AA: Have you done anything else like this play?

JL: Not exactly. Everything I’ve ever worked on has had elements of pastiche, but not to the extent of doing direct parodies of existing playwrights or adapting existing entities into a new form like this. Still, I’m in love with the idea of reinventing the things we see in our culture and the world into new terms and seeing where the transformation leads, and this show definitely falls into that. I’ve had people suggest that I could just keep churning out short plays based on games, but I feel like I’d run out of truly archetypal games rather quickly, and that it would lose its luster fast. That being said, I do still kind of want to do Space Invaders as a big musical dance number, or a Shakespearean Joust, or – and this is the one that I actually spent a while trying to accomplish for the original run – a Chekhovian take on Tetris. So maybe I’ll return to the idea at some point – only time will tell.

Devo’s Mark Mothersbaugh + Asteroids

Posted on June 08, 2011

Mark Mothersbaugh, co-founder of Devo and frequent composer for Wes Anderson, cartoons, TV shows, and lots of video games, is pictured here with the Atari Asteroids machine at E3 Expo 2011.

He’s also a Raymond Scott Archive Board Member, and owns a rare version of Scott’s Electronium (1950s) — one of the most beautiful and awesome music sequencers you’ll ever see.  If you don’t know who Raymond Scott is, look him up!  It makes sense that Mothersbaugh was found hanging out by the Asteroids machine.

Holding up his new Atari shirt, Mothersbaugh said, “Atari is the best logo ever, better than the Playboy Bunny!”

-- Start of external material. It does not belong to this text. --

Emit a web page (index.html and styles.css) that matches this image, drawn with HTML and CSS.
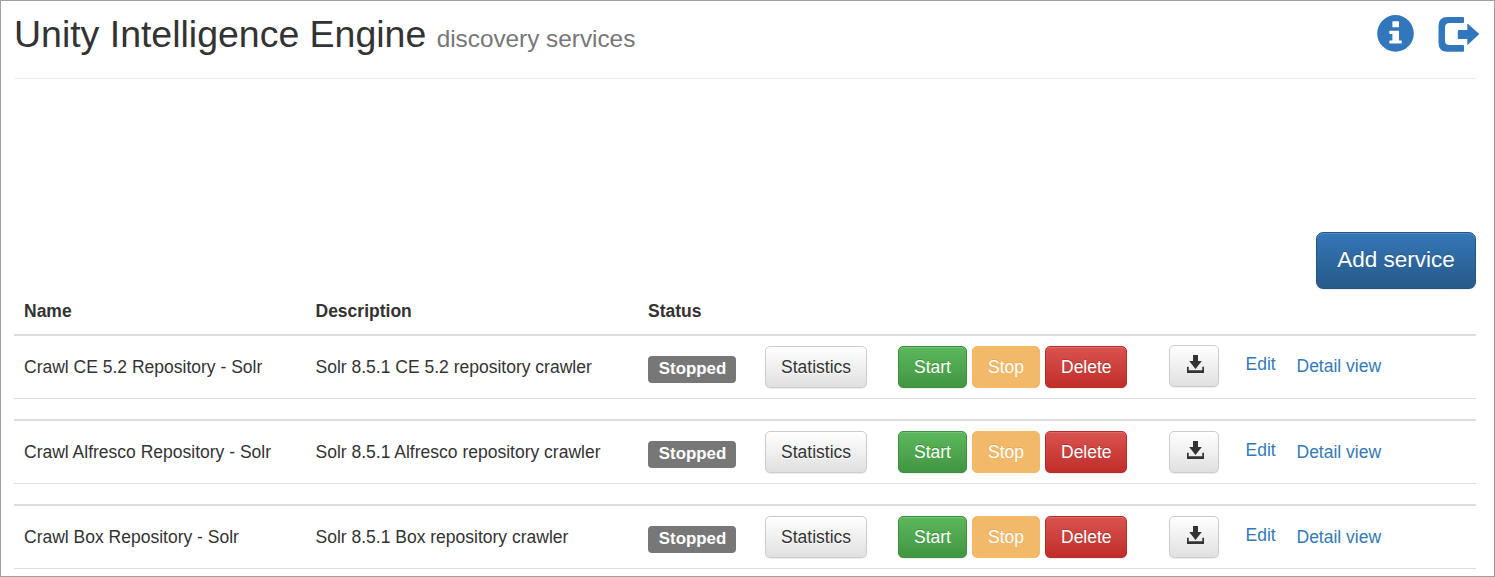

Photo is from Atari’s Facebook page.

 

[Update] – we just came across this picture of Mothersbaugh sitting at the Electronium in 1993 (read the full writeup at Synthtopia).

 

From the Archive: International Atari Tournament

Posted on June 03, 2011

 

David M. Ewalt at Forbes just dug this image out of the archive: Promotional photo of modular game stations at the first Atari International Asteroids Tournament, at the Chicago Expocenter on Halloween weekend,1981.